It is an impressive work with an impressive level of detail and draws on
extensive research and hundreds of interviews to cover the history,
methodology, economics, gastronomy, epidemiology and culture of the rabbit
industry. This is no slim volume of hunter’s
reminiscences but rather a weighty and well-bound definitive and objective book
on the subject to which future writers and journalists will refer. In addition to covering the personalities and
methodologies of rabbit hunters in the four provinces – a massive undertaking
in itself – he gives us the definitive account of the introduction and spread
of Myxomatosis which dispels the accumulated public-house mythology of sixty
four years. Having grown up in Offaly
and Westmeath I was fascinated to read about some of the characters I had heard
about in my youth and when I showed the book to my friend Dominic Vallely of
Armagh, he too recognised some of the personalities from the landscape of his
youth . I have been dipping into this
book for a month now and with each return I unearth some new and interesting
fact – for instance, I was not aware that pigs had been successfully reared on
rabbit offal or that the Irish rabbit is descended from feral escapees in the
Middle Ages. In an era when much that is
produced on the subject of hunting and wildlife is published semi-anonymously
and in badly written form on the internet without references or research and
relying heavily on speculation and opinion, this book is definitive and
mandatory reading for anyone interested in the subject. I am amazed that one man could cover so much
of the country, interview so many people and accumulate so many photographs –
it must have taken years.
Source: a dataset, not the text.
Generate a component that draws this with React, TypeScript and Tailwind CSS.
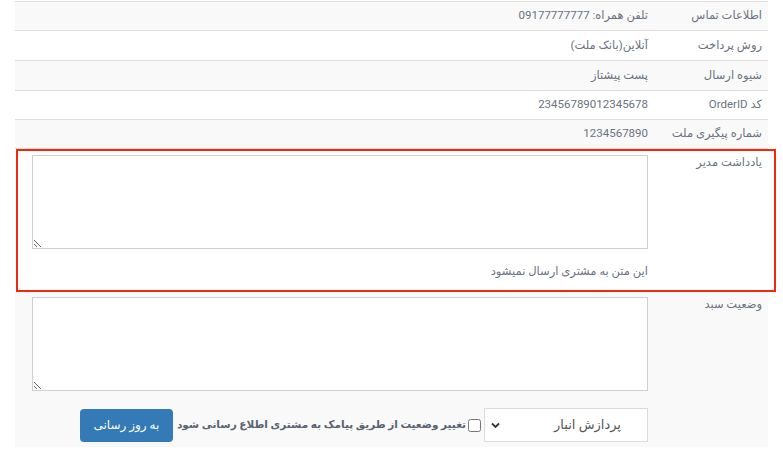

It contains a
table of contents, glossary, bibliography and an index which makes it easy to
find a particular paragraph or reference.
It sits on my bookshelf with Elmer Keith’s “Hell, I was There”, and Ian
Hogg’s Encyclopaedias of Firearms and Ammunition – a book to be taken down at
regular intervals and consulted when my own knowledge and recollections are a
little vague. “The Rabbit Industry in
Ireland” by Michael Conry (ISBN O 9535876 7 3) is available in local bookshops
or direct from Michael J. Conry, Avila, Chapelstown, Carlow, Ireland. Phone:
059 9131535, 086 1591455; http://www.conry-michael-books.com/index.html; email
conrymj@gmail.com.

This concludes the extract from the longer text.